La jeune fille et les clones
David Brin est un de ces auteurs américains qui écrivent une science-fiction à base de " science dure ", où nos connaissances et découvertes actuelles en physique et/ou en biologie sont les ferments de récits imaginaires. J'avoue un certain penchant pour cet auteur, pour deux raisons principales :
- premièrement, c'est un vrai scientifique (diplômé de physique et docteur en philosophie) qui sait de quoi il parle quand il nous entretient de physique spatiale, d'évolution ou d'exobiologie.
- deuxièmement, c'est un écrivain doué et prolifique (avec plus de quinze romans à son actif, de nombreuses nouvelles non traduites, et des prix en veux-tu en voilà). Un véritable artiste de la mise en scène maniant le suspens avec dextérité. Dans La jeune fille et les clones, ces qualités transpirent à nouveau.
Une paire de jumelles qui voient loin
Maïa et sa sœur Leie connaissent le destin peu enviable des enfants vars. Aucune chance pour elles de s'élever dans l'échelle sociale du monde pastoral de Stratos, aussi rigide qu'une solive de châtaignier baignée dans le calcaire. Car sur Stratos, le décor est immuable. Seules les filles clones ont le droit d'occuper la " niche " de leur mère dont elles sont les parfaites répliques, assurant par là l'immortalité de leur identité. Ce sont des filles d'hiver. Conçues à cette époque de l'année où les femmes se reproduisent par parthénogenèse (un peu à la manière des abeilles), invitant les hommes à offrir leur semence dans le seul but d'activer la formation de leur placenta, mais sans mélanger leurs gènes.
Maïa et Leie n'ont pas eu cette chance. Elles ont eu un père. Un vrai père d'été dont elles ont hérité la moitié de leur identité, sans l'avoir jamais connu. Et comme les hommes, les descendants estivaux (les " vars ") sont la lie de la société.
Mais les deux sœurs ont ceci d'extraordinaire qu'elles sont jumelles. Parfaitement symétriques. Et comme elles sont plutôt rusées, un plan a germé dans leurs cervelles connexes de sillonner le monde en usurpant le statut de filles d'hiver.

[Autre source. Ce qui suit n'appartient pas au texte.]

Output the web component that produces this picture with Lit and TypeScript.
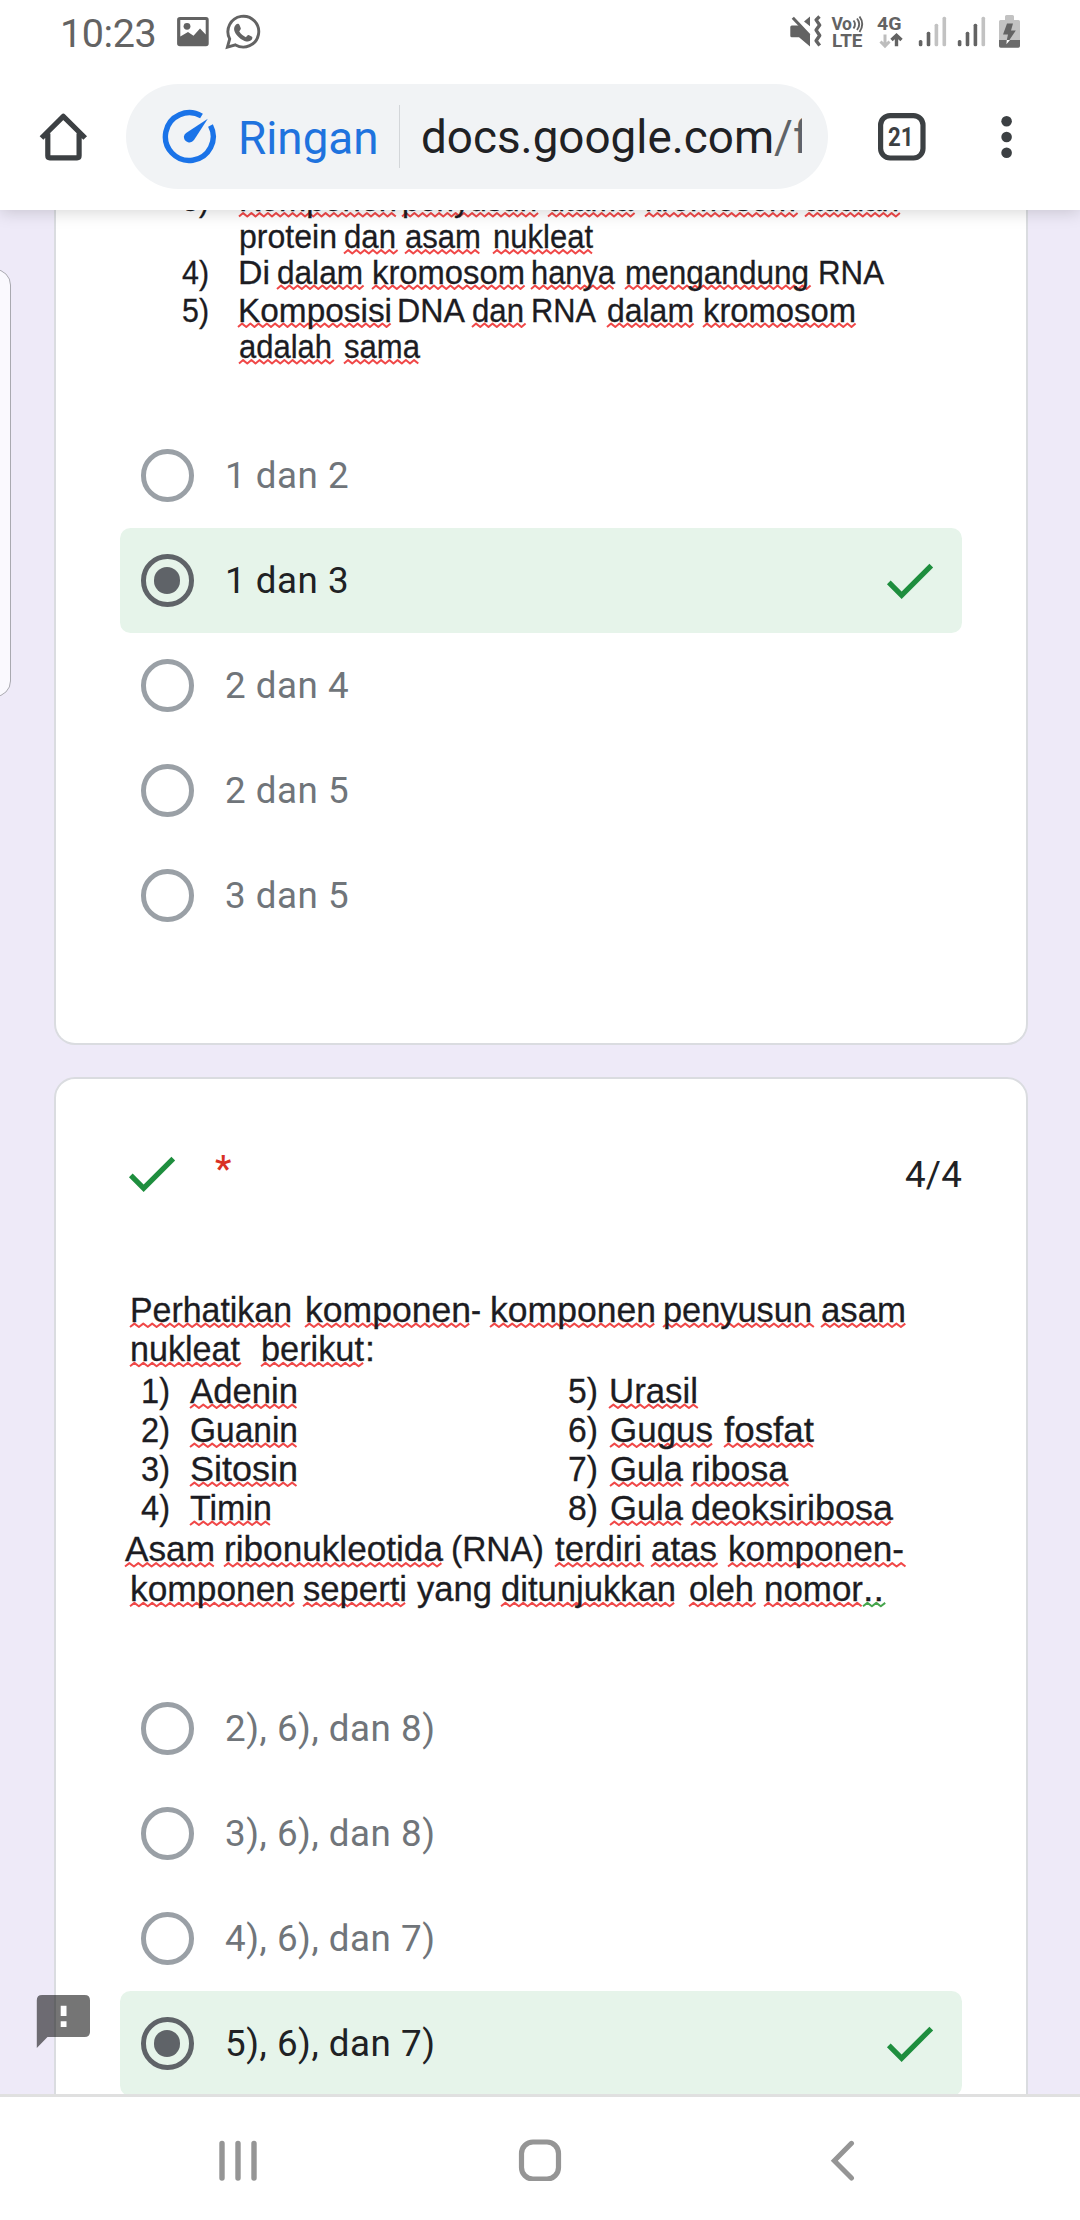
import { LitElement, html, svg, css, nothing } from "lit";
import { customElement, property } from "lit/decorators.js";

type Mark = "" | "r" | "g";
/** x start, x end, text, proofing underline */
type Word = [number, number, string, Mark?];
interface Line {
  y: number;
  words: Word[];
}
interface Option {
  label: string;
  chosen?: boolean;
}

const CHROMOSOME: Line[] = [
  { y: 211, words: [[182, 209, "3)"], [239, 397, "Komponen", "r"], [402, 537, "penyusun", "r"], [548, 633, "utama", "r"], [645, 796, "kromosom", "r"], [805, 899, "adalah", "r"]] },
  { y: 248, words: [[239, 337, "protein"], [344, 396, "dan", "r"], [405, 481, "asam", "r"], [493, 593, "nukleat", "r"]] },
  { y: 283.5, words: [[182, 209, "4)"], [238, 270, "Di"], [277, 363, "dalam", "r"], [372, 525, "kromosom", "r"], [531, 615, "hanya", "r"], [625, 809, "mengandung", "r"], [818, 884, "RNA"]] },
  { y: 321.5, words: [[182, 209, "5)"], [238, 392, "Komposisi", "r"], [397, 465, "DNA"], [472, 524, "dan", "r"], [531, 596, "RNA"], [607, 694, "dalam", "r"], [703, 856, "kromosom", "r"]] },
  { y: 358, words: [[239, 332, "adalah", "r"], [344, 420, "sama", "r"]] },
];

const NUCLEIC: Line[] = [
  { y: 1321.5, words: [[130, 292, "Perhatikan", "r"], [305, 471, "komponen", "r"], [471, 481, "-"], [490, 656, "komponen", "r"], [663, 812, "penyusun", "r"], [821, 906, "asam", "r"]] },
  { y: 1360.8, words: [[130, 240, "nukleat", "r"], [261, 364, "berikut", "r"], [365, 375, ":"]] },
  { y: 1402.5, words: [[141, 170, "1)"], [190, 298, "Adenin", "r"], [568, 598, "5)"], [609, 698, "Urasil", "r"]] },
  { y: 1441.5, words: [[141, 170, "2)"], [190, 298, "Guanin", "r"], [568, 598, "6)"], [610, 713, "Gugus", "r"], [724, 814, "fosfat", "r"]] },
  { y: 1480.5, words: [[141, 170, "3)"], [190, 298, "Sitosin", "r"], [568, 598, "7)"], [610, 683, "Gula", "r"], [691, 788, "ribosa", "r"]] },
  { y: 1519.5, words: [[141, 170, "4)"], [190, 272, "Timin", "r"], [568, 598, "8)"], [610, 683, "Gula", "r"], [691, 893, "deoksiribosa", "r"]] },
  { y: 1561, words: [[125, 215, "Asam", "r"], [224, 443, "ribonukleotida", "r"], [451, 544, "(RNA)"], [555, 642, "terdiri", "r"], [651, 717, "atas", "r"], [728, 904, "komponen-", "r"]] },
  { y: 1600.8, words: [[130, 295, "komponen", "r"], [303, 407, "seperti", "r"], [417, 492, "yang"], [501, 676, "ditunjukkan", "r"], [689, 754, "oleh", "r"], [764, 863, "nomor", "r"], [863, 884, "..", "g"]] },
];

const FIRST: Option[] = [
  { label: "1 dan 2" },
  { label: "1 dan 3", chosen: true },
  { label: "2 dan 4" },
  { label: "2 dan 5" },
  { label: "3 dan 5" },
];
const SECOND: Option[] = [
  { label: "2), 6), dan 8)" },
  { label: "3), 6), dan 8)" },
  { label: "4), 6), dan 7)" },
  { label: "5), 6), dan 7)", chosen: true },
];

const zigzag = (x1: number, x2: number, y: number, step: number) => {
  let d = `M${x1} ${y + 1.9}`;
  let up = true;
  for (let x = x1 + step; x <= x2 + 2; x += step) {
    d += `L${x.toFixed(1)} ${up ? y - 1.5 : y + 1.9}`;
    up = !up;
  }
  return d;
};

const check = html`<svg class="check" width="63" height="63" viewBox="0 0 24 24">
  <path d="M9 16.17 4.83 12l-1.42 1.41L9 19 21 7l-1.41-1.41z" fill="#1e8e3e" />
</svg>`;

/** Scanned passage: words set at their typeset positions with spell-check underlines. */
@customElement("word-figure")
class WordFigure extends LitElement {
  @property({ attribute: false }) lines: Line[] = [];
  @property({ type: Number }) top = 0;
  @property({ type: Number }) h = 0;
  @property({ type: Number }) size = 33;

  static styles = css`
    :host { display: block; }
    svg { display: block; }
    text { font-family: "Liberation Sans", Arial, sans-serif; fill: #1c1c22; stroke: #1c1c22; stroke-width: 0.3; }
    .r { stroke: #f04848; }
    .g { stroke: #46a54c; }
    path { fill: none; stroke-width: 2; stroke-linejoin: round; }
  `;

  render() {
    return html`<svg width="970" height=${this.h} viewBox="56 ${this.top} 970 ${this.h}">
      ${this.lines.map((l) => l.words.map(([a, b, t, m]) => svg`
        ${m ? svg`<path class=${m} d=${zigzag(a, b, l.y + 3.6, this.size / 8)} />` : nothing}
        <text x=${a} y=${l.y} font-size=${this.size} textLength=${b - a} lengthAdjust="spacingAndGlyphs">${t}</text>`))}
    </svg>`;
  }
}

@customElement("option-list")
class OptionList extends LitElement {
  @property({ attribute: false }) options: Option[] = [];

  static styles = css`
    :host { display: block; padding: 0 64px; }
    .row {
      display: flex; align-items: center; height: 105px; box-sizing: border-box;
      padding: 0 21px; border-radius: 10.5px; color: #70757a;
      font-size: 36.75px; letter-spacing: 0.53px; white-space: pre;
    }
    .chosen { background: #e6f4ea; color: #202124; }
    .radio {
      width: 52.5px; height: 52.5px; box-sizing: border-box; border: 5.25px solid #9aa0a6;
      border-radius: 50%; display: flex; align-items: center; justify-content: center;
      margin-right: 31.5px; flex: none;
    }
    .chosen .radio { border-color: #5f6368; }
    .dot { width: 26.25px; height: 26.25px; border-radius: 50%; background: #5f6368; }
    .label { flex: 1; }
    .check { flex: none; }
  `;

  render() {
    return this.options.map((o) => html`<div class="row ${o.chosen ? "chosen" : ""}">
      <span class="radio">${o.chosen ? html`<span class="dot"></span>` : nothing}</span>
      <span class="label">${o.label}</span>
      ${o.chosen ? check : nothing}
    </div>`);
  }
}

@customElement("status-bar")
class StatusBar extends LitElement {
  static styles = css`
    :host { display: flex; height: 84px; box-sizing: border-box; padding: 0 58px 0 60px; color: #636363; }
    .time { font-size: 39.5px; line-height: 67px; width: 115px; letter-spacing: -0.4px; }
    svg { display: block; }
    .left { flex: 1; }
    text { font-family: Roboto, sans-serif; font-weight: 700; fill: #636363; }
  `;

  private bars(x: number, on: number) {
    const tops = [40, 31.7, 23.7, 16.7];
    return tops.map((t, i) => svg`<rect x=${x + i * 7.9} y=${t} width="3.6" height=${46.3 - t} rx="1.5" fill=${i < on ? "#636363" : "#c2c2c2"} />`);
  }

  render() {
    return html`<div class="time">10:23</div>
      <svg class="left" width="100" height="60" viewBox="175 0 100 60" preserveAspectRatio="xMinYMin">
        <path fill="#636363" fill-rule="evenodd" d="M180 17h26q2.700 0 2.700 2.700V43.500q0 2.700-2.700 2.700H180q-2.900 0-2.900-2.700V19.700q0-2.700 2.900-2.700zM180.300 20V36.500L188 32l5.500 3.800L200 28.500l5.700 6V20z" />
        <circle cx="187" cy="26.300" r="3.400" fill="#636363" />
        <path fill="none" stroke="#636363" stroke-width="2.900" d="M227.400 47.200l2.300-8.400a15.400 15.400 0 1 1 5.800 6.100z" />
        <path fill="#636363" d="M236 24.600c1.400-1.300 2.900-.9 3.500.5l1.300 3.200c.4 1-1.100 2.300-1.600 3 1.600 2.900 3.800 4.600 6.700 5.900.9-.9 1.900-2.500 2.800-2.100l3.300 1.700c.7.400.4 2.300-.6 3.300-2.400 2.400-6.300 1.500-10.600-1.200-5.400-3.800-9.200-10-4.800-14.300z" />
      </svg>
      <svg width="232" height="60" viewBox="790 0 232 60">
        <path fill="#636363" d="M790.300 27q0-1.500 1.500-1.500h7.500L810 34.500v12L799 37.300h-7.200q-1.500 0-1.500-1.500z" />
        <path fill="#636363" d="M804 21.500l6-5v9.700z" />
        <path d="M792.800 17.800l16.500 17.500" stroke="#636363" stroke-width="3" />
        <path d="M819.500 16.500l-3.400 3.400 3.600 5.200-3.600 5 3.600 5.400-3.600 5.200 3.600 4.800" fill="none" stroke="#636363" stroke-width="3.400" stroke-linejoin="round" />
        <text x="831.500" y="29.500" font-size="17.500" textLength="20.500">Vo</text>
        <path d="M853.500 20.500q3 3.500 0 8M857 18.500q4.500 5.500 0 11.500M859.500 16.500q5.500 7.500 0 15.500" fill="none" stroke="#636363" stroke-width="1.900" />
        <text x="832" y="47" font-size="18" textLength="30.500" lengthAdjust="spacingAndGlyphs">LTE</text>
        <text x="877" y="30" font-size="19" textLength="24.500" lengthAdjust="spacingAndGlyphs">4G</text>
        <path d="M885 34.500v11M880.500 41.500l4.500 4.700 4.500-4.700" fill="none" stroke="#bdbdbd" stroke-width="3" />
        <path d="M896.500 46.200V35.500M891.500 40l5-4.700 5 4.700" fill="none" stroke="#636363" stroke-width="3.400" />
        ${this.bars(918.800, 2)} ${this.bars(957.800, 3)}
        <path fill="#c2c2c2" d="M1005 16.500q0-1.500 1.500-1.500h6q1.500 0 1.500 1.500V20h4.500q1.500 0 1.500 1.500V41H999V21.500q0-1.500 1.500-1.500h4.500z" />
        <path fill="#6a6a6a" d="M999 40h21v6q0 1.700-1.700 1.700h-17.600q-1.700 0-1.700-1.700z" />
        <path fill="#636363" d="M1007 23.500h6l-2 7h4.800l-6.400 9.500h-2.600l1.200-5.500h-5z" />
        <path fill="#fff" d="M1006.800 40h3.200l-3.600 4.200z" />
      </svg>`;
  }
}

@customElement("browser-bar")
class BrowserBar extends LitElement {
  static styles = css`
    :host { display: flex; align-items: center; height: 105px; padding: 0 60px 21px 39px; }
    svg { display: block; flex: none; }
    .pill {
      margin-left: 38px; width: 702px; height: 105px; box-sizing: border-box; border-radius: 52.5px;
      background: #f1f3f5; display: flex; align-items: center; padding: 0 26px 0 36px;
      font-size: 45.8px; white-space: pre;
    }
    .lite { color: #1f73de; margin-left: 20px; width: 161px; padding-top: 3px; }
    .sep { width: 1px; height: 63px; background: #d3d6d9; margin-right: 21px; flex: none; }
    .url { color: #202124; flex: 1; overflow: hidden; line-height: 60px; padding-top: 3px; }
    .path { color: #5f6368; }
    .tabs { margin-left: 50px; }
    .menu { margin-left: 75px; }
    .count { font: 700 26px Roboto, sans-serif; fill: #3c4043; }
  `;

  render() {
    return html`
      <svg width="49" height="50" viewBox="39 111.500 49 50">
        <path d="M41.500 137.500L63.300 115.800 85.200 137.500M47.800 133v22.300q0 2 2 2h27.300q2 0 2-2V133" fill="none" stroke="#3c4043" stroke-width="5.200" stroke-linejoin="round" />
      </svg>
      <div class="pill">
        <svg width="56" height="56" viewBox="162 108.500 56 56">
          <path d="M201.500 115.500A23.900 23.900 0 1 0 210.500 125" fill="none" stroke="#1a73e8" stroke-width="5.400" />
          <path d="M207.800 118.300L194 139.500q-2.400 3.200-6 2.200-4.400-1.700-4.100-5.700.3-2 2.200-3.400z" fill="#1a73e8" />
        </svg>
        <span class="lite">Ringan</span>
        <span class="sep"></span>
        <span class="url">docs.google.com<span class="path">/f</span></span>
      </div>
      <svg class="tabs" width="48" height="48" viewBox="0 0 48 48">
        <rect x="2.600" y="2.600" width="42.400" height="42.400" rx="9.500" fill="none" stroke="#3c4043" stroke-width="5.200" />
        <text class="count" x="10" y="32.800" textLength="25.500" lengthAdjust="spacingAndGlyphs">21</text>
      </svg>
      <svg class="menu" width="12" height="48" viewBox="0 0 12 48" fill="#3c4043">
        <circle cx="5.600" cy="8.200" r="5.300" /><circle cx="5.600" cy="24" r="5.300" /><circle cx="5.600" cy="39.800" r="5.300" />
      </svg>`;
  }
}

@customElement("nav-bar")
class NavBar extends LitElement {
  static styles = css`
    :host { display: flex; align-items: center; justify-content: space-between; height: 123px; box-sizing: content-box; padding: 0 216px; border-top: 3px solid #e0e0e0; }
    svg { display: block; }
  `;
  render() {
    return html`
      <svg width="44" height="44" viewBox="216 2136.500 44 44">
        <path d="M222 2143v34.500M238 2143v34.500M254 2143v34.500" stroke="#959595" stroke-width="5.400" stroke-linecap="round" />
      </svg>
      <svg width="44" height="44" viewBox="518 2136.500 44 44">
        <rect x="521.500" y="2141.500" width="37" height="37" rx="11.500" fill="none" stroke="#959595" stroke-width="5.200" />
      </svg>
      <svg width="44" height="44" viewBox="820 2136.500 44 44">
        <path d="M851.500 2142.800L834.300 2160.200 851.500 2177.500" fill="none" stroke="#959595" stroke-width="5" stroke-linecap="round" />
      </svg>`;
  }
}

@customElement("app-root")
class AppRoot extends LitElement {
  static styles = css`
    :host {
      display: flex; flex-direction: column; width: 1080px; height: 2220px; overflow: hidden;
      background: #fff; font-family: Roboto, sans-serif;
    }
    .chrome { flex: none; position: relative; z-index: 2; background: #fff; box-shadow: 0 2px 16px rgba(0, 0, 0, 0.17); }
    main {
      flex: 1; min-height: 0; overflow: hidden; position: relative; background: #eeeaf8;
      display: flex; flex-direction: column; gap: 32px; padding: 0 52px 0 54px;
    }
    .card { flex: none; box-sizing: border-box; background: #fff; border: 2px solid #dadce0; border-radius: 21px; }
    .first { border-top: 0; border-radius: 0 0 21px 21px; padding-bottom: 95px; }
    .second { height: 1200px; }
    .head { display: flex; align-items: flex-start; padding: 63px 64px 0; height: 201px; box-sizing: border-box; font-size: 36.75px; }
    .star { color: #d93025; margin-left: 32px; line-height: 53px; flex: 1; font-weight: 500; }
    .score { color: #202124; line-height: 66px; letter-spacing: 0.2px; }
    .tray {
      position: absolute; left: -40px; top: 59px; width: 51px; height: 428px; box-sizing: border-box;
      border: 1px solid #a9a9b0; border-radius: 16px; background: #faf9fe;
    }
    .report { position: absolute; left: 36px; top: 1784px; }
    nav-bar { flex: none; }
  `;

  render() {
    return html`
      <div class="chrome"><status-bar></status-bar><browser-bar></browser-bar></div>
      <main>
        <section class="card first">
          <word-figure .lines=${CHROMOSOME} .top=${210} .h=${213} .size=${33}></word-figure>
          <option-list .options=${FIRST}></option-list>
        </section>
        <section class="card second">
          <div class="head">${check}<span class="star">*</span><span class="score">4/4</span></div>
          <word-figure .lines=${NUCLEIC} .top=${1280} .h=${396} .size=${35.5}></word-figure>
          <option-list .options=${SECOND}></option-list>
        </section>
        <div class="tray"></div>
        <svg class="report" width="56" height="56" viewBox="36 1994 56 56">
          <path d="M42 1995H84.700q5.300 0 5.300 5.300V2031.700q0 5.300-5.300 5.300H47.500L36.800 2048V2000.300q0-5.300 5.200-5.300z" fill="#000" fill-opacity="0.54" />
          <path d="M60.700 2005.700h5.800v10.400h-5.800zM60.700 2021.300h5.800v5.700h-5.800z" fill="#fff" />
        </svg>
      </main>
      <nav-bar></nav-bar>`;
  }
}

Deux jumelles montent sur un bateau…
Malheureusement, leurs plans sont ruinés par la disparition de Leie lors d'une tempête. Maïa, désemparée, va tâcher de prendre son destin solitaire en main. C'est sans compter sur le hasard qui la place au centre d'une conspiration mondiale. Il y a peu de temps en effet qu'on parle d'un messager extraterrestre, dont le vaisseau en orbite ajoute un point lumineux aux ténèbres stratoïnes déjà pourvues en lunes nombreuses et colorées. En fait de messager, il s'agit d'un homme. Tout simplement. Mais un homme dangereux, ignorant les règles strictes qui entourent son genre. Un danger public, en somme, pour toutes les extrémistes anti-hommes.
Maïa n'en a cure. Elle le comprend mieux que quiconque, mais ne pourra profiter de son amour car il lui sera ravi en même temps que son enfance. Quel peut bien être le message de ce visiteur pour le rendre si précieux aux yeux de toutes les grandes familles de Stratos ?
Un roman d'aventure exotique
La jeune fille et les clones est un livre étonnant. Un tant soit peu décevant du point de vue de son contenu de science-fiction pure qui est un peu caricatural voire poussif. Il nous emballe tout de même par des trépidations et un rythme infernal dignes des meilleurs films d'aventure et de piraterie. Ce style est servi par l'exotisme du monde de Stratos et quelques idées géniales (le " jeu de la vie ", espèce de parodie des automates cellulaires, en est le meilleur exemple), de sorte qu'on le lit avec goût. On regrettera juste une fin qui semble appeler une suite.